Another approach I often use is simply writing a complete tear-down / rebuild script when I want to reset the database. The basic premise is to tear down, or drop all database objects at the beginning of the script and then recreate them. This is not necessarily a solution for all scenarios, but for basic tasks works well for me. To avoid errors I would usually add my drop statements in IF statements, eg:
IF EXISTS
(
SELECT *
FROM information_schema.tables
WHERE table_name = 'table' AND table_schema = 'dbo'
)
BEGIN
DROP TABLE dbo.table
END
Why don't you write some T-SQL code to delete (or truncate, even quicker) all your tables? Be careful to take into consideration your integrity rules while clearing the tables: allways clean the tables containing the foreign key before cleaning the one containing the primary key.
If you just need to clear out data then just write a script to truncate all the data in each table. The truncate command also resets any IDENTITY fields as well.
TRUNCATE TABLE myTable
For each table you have. Then just run that script each time.
Here'a a quick way to delete all of the data in a table:
TRUNCATE TABLE YourTableName
You could write a script that would truncate all of your tables.
The alternative is to just DROP the table and re-create it.
If you really want to drop all data, then you could detach the database and create a brand new one; it's a bit extreme, but possibly faster than dropping everything first.
As others have suggested I find it preferable to maintain a script that builds the database from scratch and can tear down the database prior to rebuilding it.
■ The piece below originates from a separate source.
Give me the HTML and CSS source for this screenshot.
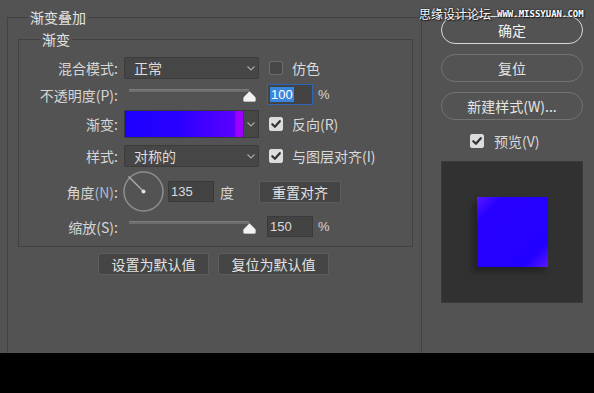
FILE: index.html
```html
<!DOCTYPE html>
<html lang="zh-CN">
<head>
<meta charset="utf-8">
<title>渐变叠加</title>
<link rel="stylesheet" href="styles.css">
</head>
<body>
<div class="dialog">
  <fieldset class="group outer">
    <legend>渐变叠加</legend>
    <fieldset class="group inner">
      <legend>渐变</legend>

      <div class="row r-blend">
        <span class="label">混合模式:</span>
        <div class="select"><span>正常</span><svg class="chev" width="8" height="5" viewBox="0 0 8 5"><polyline points="0.5,0.5 4,4 7.5,0.5"/></svg></div>
        <span class="check"></span>
        <span class="opt">仿色</span>
      </div>

      <div class="row r-opacity">
        <span class="label">不透明度(P):</span>
        <div class="slider"><span class="track"></span><svg class="thumb" width="13" height="11" viewBox="0 0 13 11"><path d="M6.5 0.5 L12 6 Q12.5 6.5 12.5 7.5 L12.5 9.5 Q12.5 10.5 11.5 10.5 L1.5 10.5 Q0.5 10.5 0.5 9.5 L0.5 7.5 Q0.5 6.5 1 6 Z"/></svg></div>
        <div class="field focus"><span class="sel">100</span></div>
        <span class="unit">%</span>
      </div>

      <div class="row r-gradient">
        <span class="label">渐变:</span>
        <div class="gradient"><span class="ramp"></span><span class="drop"><svg class="chev" width="8" height="5" viewBox="0 0 8 5"><polyline points="0.5,0.5 4,4 7.5,0.5"/></svg></span></div>
        <span class="check on"><svg width="14" height="14" viewBox="0 0 14 14"><path d="M3.3 7.2 L5.9 9.8 L10.8 4.2"/></svg></span>
        <span class="opt">反向(R)</span>
      </div>

      <div class="row r-style">
        <span class="label">样式:</span>
        <div class="select"><span>对称的</span><svg class="chev" width="8" height="5" viewBox="0 0 8 5"><polyline points="0.5,0.5 4,4 7.5,0.5"/></svg></div>
        <span class="check on"><svg width="14" height="14" viewBox="0 0 14 14"><path d="M3.3 7.2 L5.9 9.8 L10.8 4.2"/></svg></span>
        <span class="opt">与图层对齐(I)</span>
      </div>

      <div class="row r-angle">
        <span class="label">角度<span class="key">(N)</span>:</span>
        <svg class="dial" width="41" height="41" viewBox="0 0 41 41"><circle cx="20.5" cy="20.5" r="19.5"/><line x1="20.5" y1="20.5" x2="5.5" y2="5.5"/><circle class="pin" cx="20.5" cy="20.5" r="2"/></svg>
        <div class="field angle-field">135</div>
        <span class="deg">度</span>
        <button class="flat align-btn">重置对齐</button>
      </div>

      <div class="row r-scale">
        <span class="label">缩放(S):</span>
        <div class="slider"><span class="track"></span><svg class="thumb" width="13" height="11" viewBox="0 0 13 11"><path d="M6.5 0.5 L12 6 Q12.5 6.5 12.5 7.5 L12.5 9.5 Q12.5 10.5 11.5 10.5 L1.5 10.5 Q0.5 10.5 0.5 9.5 L0.5 7.5 Q0.5 6.5 1 6 Z"/></svg></div>
        <div class="field">150</div>
        <span class="unit">%</span>
      </div>
    </fieldset>

    <div class="defaults">
      <button class="flat wide">设置为默认值</button>
      <button class="flat wide">复位为默认值</button>
    </div>
  </fieldset>

  <aside class="side">
    <button class="pill primary">确定</button>
    <button class="pill">复位</button>
    <button class="pill">新建样式(W)...</button>
    <div class="preview-toggle">
      <span class="check on"><svg width="14" height="14" viewBox="0 0 14 14"><path d="M3.3 7.2 L5.9 9.8 L10.8 4.2"/></svg></span>
      <span class="opt">预览(V)</span>
    </div>
    <div class="preview"><span class="swatch"></span></div>
  </aside>

  <div class="watermark"><span class="wm-cn">思缘设计论坛</span><span class="wm-en">WWW.MISSYUAN.COM</span></div>
</div>
</body>
</html>
```

FILE: styles.css
```css
* { box-sizing: border-box; }
html, body { margin: 0; padding: 0; }
body {
  width: 594px;
  height: 393px;
  overflow: hidden;
  background: #000;
  font-family: "Noto Sans CJK SC", "Noto Sans", sans-serif;
  font-size: 14px;
  color: #d6d6d6;
}
.dialog {
  position: relative;
  display: flex;
  align-items: flex-start;
  height: 353px;
  background: #535353;
  overflow: hidden;
}

/* group boxes */
.group {
  margin: 0;
  padding: 0;
  min-width: 0;
  border: 1px solid #424242;
}
.group > legend {
  padding: 0 2px;
  height: 16px;
  line-height: 16px;
  color: #e4e4e4;
}
.outer {
  flex: none;
  width: 415px;
  height: 420px;
  margin: 9px 0 0 7px;
  padding: 0 8px 0 10px;
}
.outer > legend { margin-left: 10px; }
.inner {
  width: 395px;
  height: 216px;
  margin-top: 6px;
  padding: 9px 0 0 0;
}
.inner > legend { margin-left: 21px; }

/* rows */
.row { display: flex; align-items: center; }
.r-blend { height: 24px; }
.r-opacity { height: 29px; }
.r-gradient { height: 30px; }
.r-style { height: 34px; }
.r-angle { height: 37px; }
.r-scale { height: 33px; }
.label {
  flex: none;
  width: 99px;
  margin-right: 6px;
  text-align: right;
  white-space: nowrap;
}
.key { color: #a9bbd4; }

.select {
  flex: none;
  width: 135px;
  height: 22px;
  display: flex;
  align-items: center;
  justify-content: space-between;
  padding: 0 3px 0 9px;
  background: #464646;
  border: 1px solid #3b3b3b;
  border-radius: 2px;
  color: #dcdcdc;
}
.chev { fill: none; stroke: #a8a8a8; stroke-width: 1.2; }

.check {
  flex: none;
  width: 14px;
  height: 14px;
  margin-left: 10px;
  border-radius: 2px;
  background: #474747;
  border: 1px solid #6c6c6c;
}
.check.on { background: #dcdcdc; border-color: #dcdcdc; }
.check svg { display: block; margin: -1px; fill: none; stroke: #333; stroke-width: 2.2; stroke-linecap: round; stroke-linejoin: round; }
.opt { margin-left: 9px; white-space: nowrap; color: #dadada; }

/* sliders */
.slider {
  flex: none;
  position: relative;
  width: 135px;
  height: 14px;
}
.track {
  display: block;
  width: 120px;
  height: 3px;
  margin: 1px 0 0 5px;
  background: #6e6e6e;
  border-top: 1px solid #7c7c7c;
}
.thumb {
  position: absolute;
  left: 119px;
  top: 3px;
  fill: #f2f2f2;
  stroke: #cfcfcf;
  stroke-width: 0.6;
}

/* numeric fields */
.field {
  flex: none;
  width: 46px;
  height: 21px;
  margin-left: 8px;
  padding-left: 2px;
  display: flex;
  align-items: center;
  background: #434343;
  border: 1px solid #3a3a3a;
  font-family: "Liberation Sans", sans-serif;
  font-size: 13px;
  color: #dcdcdc;
}
.field.focus { border-color: #2f64b8; }
.sel { background: #3a86dc; color: #fff; padding: 0 1px; line-height: 15px; }
.unit { margin-left: 5px; font-family: "Liberation Sans", sans-serif; font-size: 13px; }

/* gradient picker */
.gradient {
  flex: none;
  display: flex;
  width: 135px;
  height: 28px;
  border: 1px solid #3a3a3a;
  background: #464646;
}
.ramp {
  flex: 1;
  background: linear-gradient(90deg, #1c00ff 0%, #2a00ff 45%, #5c00ff 93%, #9c00ff 94%, #9c00ff 100%);
}
.drop {
  flex: none;
  width: 15px;
  display: flex;
  align-items: center;
  justify-content: center;
  border-left: 1px solid #3a3a3a;
}

/* angle */
.dial { flex: none; margin-left: -1px; fill: none; stroke: #8e8e8e; stroke-width: 1.5; }
.dial line { stroke: #b0b0b0; stroke-width: 1.2; }
.dial .pin { fill: #e0e0e0; stroke: none; }
.angle-field { margin-left: 4px; }
.deg { margin-left: 6px; }

.flat {
  flex: none;
  height: 22px;
  padding: 0;
  background: #454545;
  border: 1px solid #5c5c5c;
  border-radius: 1px;
  color: #e2e2e2;
  font-family: inherit;
  font-size: 14px;
  line-height: 18px;
}
.align-btn { width: 82px; margin-left: 25px; }

.defaults {
  display: flex;
  gap: 9px;
  margin: 6px 0 0 80px;
}
.wide { width: 111px; }

/* right column */
.side {
  flex: none;
  width: 142px;
  margin-left: 19px;
  padding-top: 16px;
  display: flex;
  flex-direction: column;
}
.pill {
  height: 28px;
  margin-bottom: 10px;
  padding: 0;
  background: transparent;
  border: 1.5px solid #727272;
  border-radius: 14px;
  color: #e6e6e6;
  font-family: inherit;
  font-size: 14px;
}
.pill.primary { border-color: #d8d8d8; color: #f2f2f2; }
.preview-toggle {
  display: flex;
  align-items: center;
  height: 18px;
  margin-top: 2px;
  padding-left: 19px;
}
.preview-toggle .opt { margin-left: 10px; }
.preview {
  width: 142px;
  height: 142px;
  margin-top: 11px;
  display: flex;
  align-items: center;
  justify-content: center;
  background: #313131;
  border: 1px solid #3a3a3a;
}
.swatch {
  width: 71px;
  height: 70px;
  background: linear-gradient(135deg, #5a18ff 0%, #2800ff 18%, #2200ff 82%, #5a18ff 100%);
  box-shadow: -4px 5px 6px rgba(0, 0, 0, 0.3);
}

/* watermark overlay */
.watermark {
  position: absolute;
  left: 419px;
  top: 7px;
  display: flex;
  align-items: center;
  gap: 6px;
  color: #fff;
  text-shadow: 0 0 2px #000, 1px 1px 1px #222;
  white-space: nowrap;
}
.wm-cn { font-size: 12px; line-height: 14px; }
.wm-en { font-family: "DejaVu Sans Mono", monospace; font-size: 9px; font-weight: bold; line-height: 12px; }
```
Develop this script just as you'd develop the rest of the application. I find it easier to understand the database through a script than by building it through a GUI, especially where there are complex relationships, triggers and so on.
It's also useful if you have other developers, and perhaps quicker and less prone to errors than copying your working database and handing it to another developer.
On release you can freeze that script and then create delta scripts for the next release which has just the changes from the initial schema to the new. This could also tear down the new objects created in the delta before recreating them so it can be easily re-run without having to wipe the entire database.
if you use Visual Studio 2010 then
open the App_Data folder of the solution and double click on the MDF File.
right click on your table , in the menu select "Show Table Data".
select all rows and delete all them.